Oui, sauf que : regardez en haut. Vous voyez la croix gammée ? Elle rend tout à coup la scène beaucoup plus sinistre. Pourquoi rient-ils ? Nous ne le saurons sans doute jamais. Ils rient sincèrement ; cela doit être vraiment drôle. On a un exemple de toutes les formes du rire : des gens se cachent le visage, d'autre sont pliés en deux ou se tiennent le ventre, et cette femme à droite pointe du doigt pour attirer l'attention de son amie.

Il faut être entraîné pour repérer la croix gammée. Ça m'a pris un certain temps.
C'est vrai, je suis habitué. À un tel point que je vois parfois des croix gammées là où il n'y en a pas.

Vous n'êtes pas biaisé, à force, dans votre perception des Allemands ?
J'ai enseigné à des militaires américains pendant cinq ans en Allemagne. J'apprenais la littérature comparée à des GI. C'était pendant les années 1970, et la plupart des gens que je croisais avaient vécu sous le nazisme. C'était étrange. Quand je montais dans un train, je ne pouvais m'empêcher de penser aux wagons à bétail remplis d'êtres humains. D'un autre côté, il y a des choses très positives. Le pays est propre, les trains sont à l'heure, les gens sont honnêtes.

En quoi vous ont-ils paru honnêtes ?
Sur les aires d'autoroute, par exemple, dans les toilettes, on trouve des pots dans lesquelles on peut laisser un pourboire pour les personnes qui s'occupent de nettoyer. On rentre dans ces toilettes, et il y a donc cette assiette pleine d'argent. Faites la même chose aux États-Unis, l'argent ne resterait pas trois minutes. On volerait même l'assiette. En Allemagne, non seulement personne ne vole l'argent, mais les gens en rajoutent. Quand on voit ça, on se dit : Comment ces gens peuvent être les mêmes qui ont participé ou consenti à l'Holocauste ? Bien sûr, certains d'entre eux étaient peut-être déjà honnêtes à l'époque, mais honnêtes dans un sens restreint : mettre de la monnaie dans une coupelle puis reprendre son chemin pour aller construire un camp de concentration.
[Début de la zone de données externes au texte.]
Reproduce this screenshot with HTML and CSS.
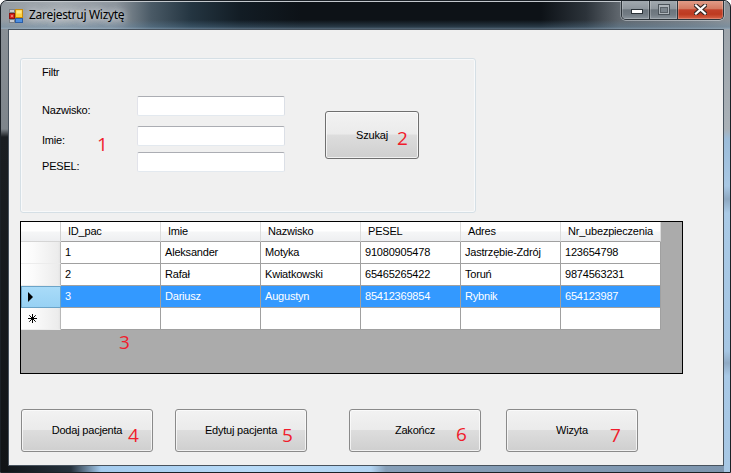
FILE: index.html
```html
<!DOCTYPE html>
<html lang="pl">
<head>
<meta charset="utf-8">
<title>Zarejestruj Wizytę</title>
<link rel="stylesheet" href="styles.css">
</head>
<body>
<div class="window">
  <div class="titlebar">
    <svg class="app-icon" width="16" height="16" viewBox="0 0 16 16">
      <rect x="1.5" y="1.5" width="5" height="3" fill="#c9ccd0" stroke="#7d8287"/>
      <rect x="1.5" y="5.5" width="5" height="5" fill="#d8261f" stroke="#8c1410"/>
      <rect x="3" y="7" width="2" height="2" fill="#f27a6a"/>
      <rect x="1.5" y="11.5" width="5" height="3" fill="#c9ccd0" stroke="#7d8287"/>
      <rect x="7.5" y="1.5" width="7" height="8" fill="#ffd23f" stroke="#c98a0a"/>
      <rect x="8.5" y="2.5" width="5" height="3" fill="#ffe88a"/>
      <rect x="7.5" y="10.5" width="7" height="4" fill="#4d8fe0" stroke="#2a5ea8"/>
    </svg>
    <span class="title">Zarejestruj Wizytę</span>
    <div class="caption-buttons">
      <div class="cbtn cbtn-min">
        <svg width="12" height="5" viewBox="0 0 12 5"><rect x="0.5" y="0.5" width="11" height="4" fill="#ffffff" stroke="#2b3238"/></svg>
      </div>
      <div class="cbtn cbtn-max">
        <svg width="12" height="11" viewBox="0 0 12 11"><rect x="0.5" y="0.5" width="11" height="10" fill="#aeb5bb" stroke="#4c545b"/><rect x="2.5" y="3.5" width="7" height="5" fill="#7c858d" stroke="#5a6269"/></svg>
      </div>
      <div class="cbtn cbtn-close">
        <svg width="13" height="11" viewBox="0 0 13 11"><path d="M2 1.5 L11 9.5 M11 1.5 L2 9.5" stroke="#3a2a26" stroke-width="4.4" stroke-linecap="square"/><path d="M2 1.5 L11 9.5 M11 1.5 L2 9.5" stroke="#ffffff" stroke-width="2.2" stroke-linecap="square"/></svg>
      </div>
    </div>
  </div>

  <div class="client">
    <div class="group">
      <div class="group-title">Filtr</div>
      <div class="filter">
        <div class="fields">
          <div class="field"><span class="field-label">Nazwisko:</span><input class="textbox" type="text"></div>
          <div class="field field-imie"><span class="field-label">Imie:</span><input class="textbox" type="text"></div>
          <div class="field field-pesel"><span class="field-label">PESEL:</span><input class="textbox" type="text"></div>
        </div>
        <button class="btn btn-search" type="button">Szukaj<span class="mark mark-2">2</span></button>
      </div>
      <span class="mark mark-1">1</span>
    </div>

    <div class="grid">
      <div class="cell corner"></div>
      <div class="cell head">ID_pac</div>
      <div class="cell head">Imie</div>
      <div class="cell head">Nazwisko</div>
      <div class="cell head">PESEL</div>
      <div class="cell head">Adres</div>
      <div class="cell head">Nr_ubezpieczenia</div>

      <div class="cell rowhead"></div>
      <div class="cell">1</div>
      <div class="cell">Aleksander</div>
      <div class="cell">Motyka</div>
      <div class="cell">91080905478</div>
      <div class="cell">Jastrzębie-Zdrój</div>
      <div class="cell">123654798</div>

      <div class="cell rowhead"></div>
      <div class="cell">2</div>
      <div class="cell">Rafał</div>
      <div class="cell">Kwiatkowski</div>
      <div class="cell">65465265422</div>
      <div class="cell">Toruń</div>
      <div class="cell">9874563231</div>

      <div class="cell rowhead rowhead-current"><span class="row-arrow"></span></div>
      <div class="cell sel">3</div>
      <div class="cell sel">Dariusz</div>
      <div class="cell sel">Augustyn</div>
      <div class="cell sel">85412369854</div>
      <div class="cell sel">Rybnik</div>
      <div class="cell sel">654123987</div>

      <div class="cell rowhead rowhead-new">
        <svg width="9" height="9" viewBox="0 0 9 9"><path d="M4.5 0 V9 M0 4.5 H9 M1.3 1.3 L7.7 7.7 M7.7 1.3 L1.3 7.7" stroke="#000" stroke-width="1"/></svg>
      </div>
      <div class="cell"></div>
      <div class="cell"></div>
      <div class="cell"></div>
      <div class="cell"></div>
      <div class="cell"></div>
      <div class="cell"></div>

      <span class="mark mark-3">3</span>
    </div>

    <div class="actions">
      <button class="btn btn-action" type="button">Dodaj pacjenta<span class="mark mark-4">4</span></button>
      <button class="btn btn-action btn-edit" type="button">Edytuj pacjenta<span class="mark mark-5">5</span></button>
      <button class="btn btn-action btn-end" type="button">Zakończ<span class="mark mark-6">6</span></button>
      <button class="btn btn-action btn-visit" type="button">Wizyta<span class="mark mark-7">7</span></button>
    </div>
  </div>
</div>
</body>
</html>
```

FILE: styles.css
```css
html, body {
  margin: 0;
  padding: 0;
  background: #ffffff;
}

body {
  font-family: "Liberation Sans", Arial, sans-serif;
  font-size: 11px;
  letter-spacing: -0.2px;
  color: #000;
}

.window {
  width: 731px;
  height: 473px;
  box-sizing: border-box;
  border: 1px solid #1b2127;
  border-radius: 7px 7px 0 0;
  padding: 0 6px 6px 7px;
  display: flex;
  flex-direction: column;
  overflow: hidden;
  background:
    linear-gradient(#c3c8cd, #c3c8cd) 0 0 / 100% 1px no-repeat,
    linear-gradient(180deg, rgba(0,0,0,0) 0, rgba(0,0,0,0) 19px, rgba(95,135,165,0.35) 26px, rgba(150,180,205,0.55) 28px) 0 0 / 100% 28px no-repeat,
    linear-gradient(90deg, #959ca2 0, #a3aab0 60px, #8e969d 115px, #4a5a66 150px, #243541 190px, #121c24 240px, #0d1217 300px, #0d1217 540px, #2c333a 585px, #5f666d 618px, #7d848b 700px, #8c9399 100%) 0 0 / 100% 28px no-repeat,
    linear-gradient(180deg, #8c9298 0, #7e858b 128px, #1a1e22 136px, #111417 100%) 0 0 / 7px 100% no-repeat,
    linear-gradient(180deg, #9aa1a8 0, #aab1b7 128px, #9cbcd9 138px, #a9c8e4 185px, #8ea8c1 198px, #aacae6 212px, #a6c6e3 350px, #90aac4 362px, #a9c9e6 375px, #a7c7e4 100%) 100% 0 / 6px 100% no-repeat,
    linear-gradient(90deg, #0f1317 0, #26323d 70px, #a4cbee 100px, #b7daf7 250px, #b2d4f2 370px, #869fb8 385px, #7d95ae 100%) 0 100% / 100% 6px no-repeat,
    #7d8790;
}

/* ---------- title bar ---------- */
.titlebar {
  height: 28px;
  flex: none;
  display: flex;
  align-items: flex-start;
}

.app-icon {
  margin-top: 7px;
  flex: none;
}

.title {
  margin-left: 5px;
  margin-top: 5px;
  font-family: "Noto Sans", "Open Sans", sans-serif;
  font-size: 12px;
  line-height: 17px;
  letter-spacing: -0.3px;
  color: #000;
  text-shadow: 0 0 6px rgba(235, 240, 245, 0.9), 0 0 10px rgba(235, 240, 245, 0.7);
}

.caption-buttons {
  margin-left: auto;
  margin-top: -1px;
  display: flex;
  height: 20px;
  box-sizing: border-box;
  border: 1px solid #2d343a;
  border-top: none;
  border-radius: 0 0 5px 5px;
  overflow: hidden;
  box-shadow: 0 1px 0 rgba(230, 236, 240, 0.45), 1px 0 0 rgba(230, 236, 240, 0.35), -1px 0 0 rgba(230, 236, 240, 0.35);
}

.cbtn {
  height: 100%;
  display: flex;
  align-items: center;
  justify-content: center;
  box-sizing: border-box;
  box-shadow: inset 0 0 0 1px rgba(255, 255, 255, 0.22);
}

.cbtn-min,
.cbtn-max {
  width: 28px;
  background: linear-gradient(180deg, #a4abb1 0%, #8f979e 45%, #6c757d 52%, #737c84 78%, #8c959d 100%);
  border-right: 1px solid #2d343a;
}

.cbtn-min {
  align-items: flex-end;
  padding-bottom: 5px;
}

.cbtn-min svg {
  margin-left: 2px;
}

.cbtn-close {
  width: 45px;
  background: linear-gradient(180deg, #e3a08c 0%, #d47b62 45%, #c2412a 52%, #bd3a20 75%, #d76448 100%);
}

/* ---------- client area ---------- */
.client {
  flex: 1;
  box-sizing: border-box;
  border: 1px solid #48535e;
  background: #f0f0f0;
  display: flex;
  flex-direction: column;
  align-items: flex-start;
}

.group {
  position: relative;
  margin: 28px 0 0 11px;
  width: 456px;
  height: 155px;
  box-sizing: border-box;
  border: 1px solid #d5dfe5;
  border-radius: 3px;
  box-shadow: inset 0 0 0 1px #f8f9fa;
  padding: 7px 0 0 21px;
}

.group-title {
  line-height: 13px;
}

.filter {
  margin-top: 17px;
  display: flex;
  align-items: flex-start;
}

.field {
  display: flex;
  height: 20px;
}

.field-imie {
  margin-top: 10px;
}

.field-pesel {
  margin-top: 6px;
}

.field-label {
  width: 95px;
  line-height: 13px;
  align-self: flex-end;
  margin-bottom: -1px;
}

.textbox {
  width: 148px;
  height: 20px;
  box-sizing: border-box;
  margin: 0;
  padding: 0 2px;
  border: 1px solid;
  border-color: #abadb3 #dbdfe6 #e3e9ef #e2e3ea;
  border-radius: 2px;
  background: #ffffff;
  font: inherit;
  outline: none;
}

/* ---------- buttons ---------- */
.btn {
  position: relative;
  display: flex;
  align-items: center;
  justify-content: center;
  box-sizing: border-box;
  margin: 0;
  padding: 0;
  border: 1px solid #8a8a8a;
  border-radius: 3px;
  background: linear-gradient(180deg, #f2f2f2 0%, #ebebeb 48%, #dddddd 50%, #cfcfcf 100%);
  box-shadow: inset 0 0 0 1px rgba(252, 252, 252, 0.75);
  font-family: "Liberation Sans", Arial, sans-serif;
  font-size: 11px;
  letter-spacing: -0.2px;
  line-height: 13px;
  color: #000;
}

.btn-search {
  width: 94px;
  height: 48px;
  margin: 15px 0 0 40px;
  border-color: #6f6f6f;
}

.actions {
  margin: 35px 0 0 12px;
  display: flex;
}

.btn-action {
  width: 132px;
  height: 43px;
}

.btn-edit {
  margin-left: 22px;
}

.btn-end {
  margin-left: 42px;
}

.btn-visit {
  margin-left: 25px;
}

/* ---------- annotation marks ---------- */
.mark {
  position: absolute;
  font-family: "Open Sans", "Noto Sans", sans-serif;
  font-size: 19px;
  letter-spacing: 0;
  line-height: 1;
  color: #f01c2c;
}

.mark-1 { left: 76px; top: 76px; }
.mark-2 { left: 71px; top: 17px; }
.mark-3 { left: 98px; top: 111px; }
.mark-4 { left: 106px; top: 16px; }
.mark-5 { left: 106px; top: 16px; }
.mark-6 { left: 106px; top: 15px; }
.mark-7 { left: 103px; top: 16px; }

/* ---------- data grid ---------- */
.grid {
  position: relative;
  margin: 8px 0 0 11px;
  width: 663px;
  height: 153px;
  box-sizing: border-box;
  border: 1px solid #000;
  background: #ababab;
  display: grid;
  grid-template-columns: 40px repeat(6, 100px);
  grid-template-rows: 20px repeat(4, 22px);
  align-content: start;
}

.cell {
  box-sizing: border-box;
  background: #ffffff;
  border-right: 1px solid #a0a0a0;
  border-bottom: 1px solid #a0a0a0;
  padding-left: 4px;
  line-height: 21px;
  white-space: nowrap;
  overflow: hidden;
}

.head,
.corner {
  line-height: 19px;
  padding-left: 7px;
  background: linear-gradient(180deg, #ffffff 0%, #ffffff 45%, #f5f6f7 55%, #eeeff1 100%);
  border-right: 1px solid #dcdcdc;
  border-bottom: 1px solid #a0a0a0;
}

.corner {
  border-right-color: #d0d0d0;
  border-bottom-color: #d5d5d5;
}

.rowhead {
  padding-left: 0;
  background: linear-gradient(90deg, #ffffff 0%, #fbfbfb 30%, #ececec 95%, #e4e4e4 100%);
  border-right: 1px solid #b8b8b8;
  border-bottom: 1px solid #ececec;
  display: flex;
  align-items: center;
}

.rowhead-current {
  background: linear-gradient(180deg, #a9dbf8 0%, #97d1f4 100%);
  border: 1px solid #6ba4c8;
  padding-left: 6px;
}

.row-arrow {
  width: 0;
  height: 0;
  border-left: 5px solid #000;
  border-top: 5px solid transparent;
  border-bottom: 5px solid transparent;
}

.rowhead-new {
  padding-left: 7px;
}

.sel {
  background: #3399ff;
  color: #ffffff;
}
```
[Note du traducteur : Les historiens ne sont toujours pas d'accord pour affirmer si la population allemande adhérait ou était indifférente à l'Holocauste, et de nombreuses sources tendent à montrer que peu d'Allemands avaient une connaissance certaine de l'existence des camps. À ce sujet, l'historien britannique Ian Kershaw défend la thèse de l'indifférence dans son livre L'Opinion allemande sous le nazisme.]